In the supplemental brief of the daughter of a former DuPont Co. employee, the late William Patrick Kennedy, Kari Ellen Kennedy told the Court that it would be contradicting “the collective wisdom of 45 legislatures” if it now ruled that Mr. Kennedy’s divorced wife, Liv, is now entitled to a pension that she explicitly surrendered in a divorce decree.  “Divorced spouses do not knowingly enrich ex-spouses to the detriment of children,” the document contended. To fail to enforce the divorce decree, just because Mr. Kennedy did not change his designation of a beneficiary in plan documents, would “eviscerate a uniform concept of voluntary waiver,” multiply litigation, and “deny courts their ERISA-mandated role of creating a federal common law of benefits.”

In the supplement brief for DuPont and its plan administrator, they argued that Liv Kennedy had a clear entitlement to the pension benefits because her late husband had given her that status and never changed it between their divorce and his death seven years later.  “If the Plan had paid William’s account balance to his estate pursuant to the purported waiver in the divorce decree, rather than to Liv as his designated beneficiary, it would have violated the terms of the Plan,” the brief said. “Moreover, because the statute requires that benefits be paid to the designated beneficiary, there is no gap for courts to fill by creating common law directing payments to anyone else.”

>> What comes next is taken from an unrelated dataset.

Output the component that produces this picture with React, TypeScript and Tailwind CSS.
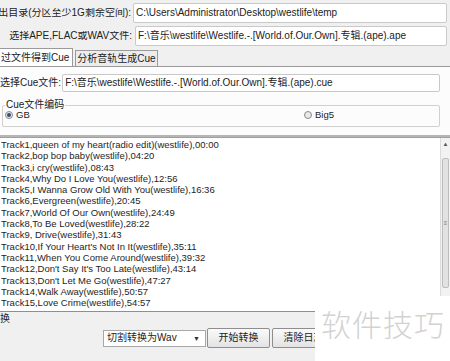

The U.S. Solicitor General, supporting Liv Kennedy’s rights to the pension funds, argued in a supplemental brief that “a rule that required plan administrators to recognized a waiver contained in a state-court divorce decree, even when the participant has not taken the steps necessary to effectuate the waiver, would allow the state-court decree to trump the beneficiary designated according to the plan.  It therefore would conflict with the plan administrator’s duties under ERISA.”

The Court heard argument in the case on Oct. 7.  Its interest in the plan documens’ role arose during that argument, leading to the post-argument request for added briefs.  The Justices will now resume their private deliberations on the case, with the new briefs in hand.